Voici un intéressant roman où la narratrice Léa, femme de ménage de sa fonction, « porte un regard à la fois naïf et frondeur » (quatrième de couverture) sur les profonds changements survenus à la compagnie montréalaise Kaffa, une entreprise réputée de fabrication de cafetières.
Le nouveau dirigeant manipule à sa guise les 116 employés tout en modifiant les structures industrielles et commerciales afin de s’enrichir. Il détruit dès lors l’atmosphère familiale bon enfant qui régnait du temps du fondateur Émile, dit « le Magnifique ».
Une tumeur au cerveau a forcé Émile à vendre sa compagnie à un « Homme d’expérience » nommé indifféremment « Caius », « Julius », « César », « Caius Julius », « Caius Julius Caesar IV », « Champion », « le Champion des bouchons »… Ce gestionnaire est qualifié de « suce-la-cenne », de « brute épaisse et sadique », de « bactérie mangeuse de chair », d’homme à l’« ego surdimensionné », à la « vanité puérile », à l’« ambition dévorante »… Dans le but de « lui greffer une nouvelle vision du monde », « de le transformer en quelqu’un de bien », Léa s’autorise à subtiliser dans les bacs bleus les papiers confidentiels qui dévoilent l’objectif secret de César d’augmenter ses profits par une « cure minceur » dans le personnel et les procédés de production. Elle pousse son attitude inquisitrice jusqu’à corriger et même à réécrire, avec le concours d’amis, les notes récupérées dans les poubelles. Mais rien n’y fait, et Léa subit à son tour un brutal congédiement, après six années de service. Un peu plus de trois années plus tard, elle déniche un autre poste de femme de ménage, au Manoir Alexandra, un luxueux centre de convalescence. Elle vit alors des « retrouvailles tout aussi redoutées qu’inespérées », car le hasard veut que Julius y arrive un jour comme patient pour y soigner le « syndrome d’enfermement » qu’on lui a diagnostiqué. Connecté, intubé et incapable de bouger, l’« Homme d’expérience » se retrouve à la merci de Léa, contraint d’écouter ses propos accusateurs et vindicatifs. Mais ses monologues le laissent indifférent. Léa quitte finalement le manoir et occupe un nouvel emploi dans une quincaillerie, avec, devant elle, un bel avenir amoureux avec son ami Raphaël, pendant que Caius Julius Caesar IV, qui survit à une crise cardiaque, est condamné à vivre paralysé.
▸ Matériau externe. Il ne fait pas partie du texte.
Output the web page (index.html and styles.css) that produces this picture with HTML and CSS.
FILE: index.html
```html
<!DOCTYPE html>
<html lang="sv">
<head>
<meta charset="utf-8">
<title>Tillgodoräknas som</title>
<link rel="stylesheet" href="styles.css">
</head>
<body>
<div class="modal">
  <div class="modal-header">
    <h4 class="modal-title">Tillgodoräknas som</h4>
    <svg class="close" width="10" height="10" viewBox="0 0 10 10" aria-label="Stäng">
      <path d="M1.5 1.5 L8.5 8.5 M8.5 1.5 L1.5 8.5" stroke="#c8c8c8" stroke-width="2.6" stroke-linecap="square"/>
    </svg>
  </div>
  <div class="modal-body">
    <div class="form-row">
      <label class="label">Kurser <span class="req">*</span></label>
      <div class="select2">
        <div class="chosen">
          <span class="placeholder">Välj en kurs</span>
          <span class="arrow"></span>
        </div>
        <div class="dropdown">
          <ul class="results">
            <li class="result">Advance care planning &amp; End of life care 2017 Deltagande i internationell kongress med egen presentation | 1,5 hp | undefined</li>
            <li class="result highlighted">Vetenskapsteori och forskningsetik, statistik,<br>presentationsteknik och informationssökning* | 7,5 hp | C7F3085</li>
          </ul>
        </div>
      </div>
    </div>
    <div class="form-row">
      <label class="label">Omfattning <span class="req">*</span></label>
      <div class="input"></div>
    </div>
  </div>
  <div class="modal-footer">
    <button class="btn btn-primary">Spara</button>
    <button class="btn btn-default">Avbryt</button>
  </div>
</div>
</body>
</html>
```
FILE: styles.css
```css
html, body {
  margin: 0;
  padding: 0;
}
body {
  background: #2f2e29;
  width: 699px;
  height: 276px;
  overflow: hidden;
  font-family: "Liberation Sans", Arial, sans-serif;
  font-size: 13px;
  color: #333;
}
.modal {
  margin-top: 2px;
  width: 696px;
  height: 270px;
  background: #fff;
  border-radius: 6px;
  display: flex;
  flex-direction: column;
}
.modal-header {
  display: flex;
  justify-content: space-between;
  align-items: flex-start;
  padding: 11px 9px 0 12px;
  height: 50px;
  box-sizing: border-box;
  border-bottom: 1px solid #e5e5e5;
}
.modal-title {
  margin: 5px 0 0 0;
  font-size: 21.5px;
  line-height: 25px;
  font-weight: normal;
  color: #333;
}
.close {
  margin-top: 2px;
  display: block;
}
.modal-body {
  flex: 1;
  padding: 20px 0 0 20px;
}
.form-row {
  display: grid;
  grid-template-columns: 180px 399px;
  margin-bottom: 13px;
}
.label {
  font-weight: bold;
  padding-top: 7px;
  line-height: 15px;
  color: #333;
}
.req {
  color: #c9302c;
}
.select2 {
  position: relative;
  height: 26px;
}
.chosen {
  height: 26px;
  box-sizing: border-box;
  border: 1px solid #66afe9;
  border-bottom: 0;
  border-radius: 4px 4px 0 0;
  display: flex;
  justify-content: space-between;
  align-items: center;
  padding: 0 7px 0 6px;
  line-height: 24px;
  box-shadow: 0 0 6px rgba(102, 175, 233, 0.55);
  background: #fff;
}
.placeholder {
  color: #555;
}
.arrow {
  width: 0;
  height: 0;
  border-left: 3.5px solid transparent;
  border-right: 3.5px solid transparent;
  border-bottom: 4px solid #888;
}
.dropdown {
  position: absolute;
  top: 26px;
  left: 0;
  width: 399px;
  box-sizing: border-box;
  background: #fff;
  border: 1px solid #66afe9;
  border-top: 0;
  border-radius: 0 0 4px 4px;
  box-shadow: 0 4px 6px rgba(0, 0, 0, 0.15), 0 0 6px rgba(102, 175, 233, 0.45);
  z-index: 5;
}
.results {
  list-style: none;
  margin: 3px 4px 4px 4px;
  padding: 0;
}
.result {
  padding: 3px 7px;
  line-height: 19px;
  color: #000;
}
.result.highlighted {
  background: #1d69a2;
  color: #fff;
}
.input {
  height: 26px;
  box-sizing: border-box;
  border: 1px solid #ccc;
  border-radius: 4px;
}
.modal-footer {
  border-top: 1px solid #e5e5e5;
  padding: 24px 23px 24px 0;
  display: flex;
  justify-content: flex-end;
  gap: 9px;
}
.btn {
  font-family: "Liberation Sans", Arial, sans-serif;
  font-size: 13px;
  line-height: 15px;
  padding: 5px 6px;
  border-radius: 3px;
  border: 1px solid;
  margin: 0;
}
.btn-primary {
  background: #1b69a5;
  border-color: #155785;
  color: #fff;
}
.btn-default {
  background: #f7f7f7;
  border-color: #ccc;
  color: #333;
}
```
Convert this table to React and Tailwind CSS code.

Le récit est manifestement une dénonciation cinglante des entrepreneurs capitalistes qui ne songent qu’au profit, sans égard aux employés qu’ils piétinent sans vergogne en leur débitant des discours mensongers et en multipliant les licenciements. La narration qualifie ces congédiés d’« Oubliés » et de « Portés disparus », laissant sur la sellette les « Survivants », dont plusieurs deviennent des « Génuflecteurs » ou courtisans serviles qui font des courbettes pour garder leur emploi et surveillent l’avènement des nouveaux venus, c’est-à-dire les « Étranges » et les « Migrants ». Mais il y a d’abord les « Kafkaïens », un gentilé qui ne fait « pas référence au nom de la compagnie, mais à l’atmosphère anxiogène de l’œuvre de Franz Kafka ».
C’est dans une langue simple, fluente et élégante que la narratrice accumule les nombreuses péripéties de cette aventure s’étendant sur une dizaine d’années. On note non seulement une récurrente et souple note humoristique, mais encore une pléthore de ces « petits faits vrais » chers à Stendhal, en plus de comparaisons inattendues (« un type […] épais et lourd comme [d]es gâteaux aux fruits »), d’une significative synesthésie (« entend[re] le clin d’œil complice d’Émile »), d’une disposition stimulante des chapitres… Dans ce dernier cas, si l’on veut rétablir la linéarité diégétique naturelle des deux grands ensembles composant le roman, on lira dans l’ordre les trois premiers chapitres (le temps d’Émile), puis les 5e, 6e, 8e, 9e, 11e, 12e, 4e, 7e, 10e, 13e, 14e et 15e (le temps de César).